Automatically Reinforcing a Game AI
This work addresses the challenge of enhancing AI performance in games, particularly against adaptive opponents, but it is incremental as it builds on existing portfolio methods.
The paper tackles the problem of improving game playing programs (GPPs) by using portfolio methods, where multiple programs are combined or a single GPP is decomposed into variants via parameters or random seeds. The result includes two offline approaches: BestArm, which performs well against the original GPP but poorly against learning opponents, and Nash-portfolio, which is more robust in such scenarios, along with an online learning portfolio using bandit algorithms.

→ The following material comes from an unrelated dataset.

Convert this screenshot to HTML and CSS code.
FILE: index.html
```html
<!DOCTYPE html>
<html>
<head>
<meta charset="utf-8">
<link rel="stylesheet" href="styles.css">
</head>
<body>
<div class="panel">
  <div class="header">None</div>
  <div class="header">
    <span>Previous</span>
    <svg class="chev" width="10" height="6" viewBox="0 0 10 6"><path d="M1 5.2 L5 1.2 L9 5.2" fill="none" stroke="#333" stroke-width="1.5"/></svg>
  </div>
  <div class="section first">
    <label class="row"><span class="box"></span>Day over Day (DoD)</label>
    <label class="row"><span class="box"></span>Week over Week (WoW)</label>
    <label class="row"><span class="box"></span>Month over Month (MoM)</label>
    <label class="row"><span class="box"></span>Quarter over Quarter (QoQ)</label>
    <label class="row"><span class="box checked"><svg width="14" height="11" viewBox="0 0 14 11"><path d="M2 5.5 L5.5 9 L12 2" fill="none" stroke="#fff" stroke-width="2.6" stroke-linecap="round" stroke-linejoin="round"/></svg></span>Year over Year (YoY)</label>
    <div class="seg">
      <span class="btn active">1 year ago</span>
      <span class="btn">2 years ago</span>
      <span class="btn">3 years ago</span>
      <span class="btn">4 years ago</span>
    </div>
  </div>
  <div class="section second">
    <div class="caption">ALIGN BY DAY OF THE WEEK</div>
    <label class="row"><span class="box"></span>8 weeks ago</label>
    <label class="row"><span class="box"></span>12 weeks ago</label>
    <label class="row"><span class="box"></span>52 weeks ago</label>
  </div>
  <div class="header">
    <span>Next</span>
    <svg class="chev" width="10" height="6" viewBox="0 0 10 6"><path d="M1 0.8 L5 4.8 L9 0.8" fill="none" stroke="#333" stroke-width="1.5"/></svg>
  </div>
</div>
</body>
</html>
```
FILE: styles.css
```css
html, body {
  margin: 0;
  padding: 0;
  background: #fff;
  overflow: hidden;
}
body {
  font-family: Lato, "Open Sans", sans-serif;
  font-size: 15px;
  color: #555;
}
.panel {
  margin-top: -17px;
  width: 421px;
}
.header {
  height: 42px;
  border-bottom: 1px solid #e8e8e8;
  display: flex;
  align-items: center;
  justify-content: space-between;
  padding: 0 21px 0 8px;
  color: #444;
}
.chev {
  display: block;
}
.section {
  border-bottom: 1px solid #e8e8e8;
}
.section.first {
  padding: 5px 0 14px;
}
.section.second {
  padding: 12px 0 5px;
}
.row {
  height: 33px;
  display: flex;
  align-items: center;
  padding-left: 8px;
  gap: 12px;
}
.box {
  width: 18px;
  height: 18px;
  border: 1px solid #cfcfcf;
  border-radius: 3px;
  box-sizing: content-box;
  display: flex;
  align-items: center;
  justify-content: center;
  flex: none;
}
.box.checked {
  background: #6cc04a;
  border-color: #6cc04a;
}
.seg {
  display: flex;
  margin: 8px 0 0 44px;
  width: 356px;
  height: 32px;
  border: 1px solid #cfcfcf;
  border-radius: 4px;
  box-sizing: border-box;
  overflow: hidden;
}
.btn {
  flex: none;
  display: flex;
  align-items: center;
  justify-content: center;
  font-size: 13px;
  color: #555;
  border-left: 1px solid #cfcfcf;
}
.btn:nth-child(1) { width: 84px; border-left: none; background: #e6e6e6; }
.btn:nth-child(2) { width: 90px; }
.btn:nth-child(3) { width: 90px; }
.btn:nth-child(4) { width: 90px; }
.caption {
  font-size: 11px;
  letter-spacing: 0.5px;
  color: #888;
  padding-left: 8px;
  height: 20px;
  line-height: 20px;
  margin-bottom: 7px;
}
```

A recent research trend in Artificial Intelligence (AI) is the combination of several programs into one single, stronger, program; this is termed portfolio methods. We here investigate the application of such methods to Game Playing Programs (GPPs). In addition, we consider the case in which only one GPP is available - by decomposing this single GPP into several ones through the use of parameters or even simply random seeds. These portfolio methods are trained in a learning phase. We propose two different offline approaches. The simplest one, BestArm, is a straightforward optimization of seeds or parame- ters; it performs quite well against the original GPP, but performs poorly against an opponent which repeats games and learns. The second one, namely Nash-portfolio, performs similarly in a "one game" test, and is much more robust against an opponent who learns. We also propose an online learning portfolio, which tests several of the GPP repeatedly and progressively switches to the best one - using a bandit algorithm.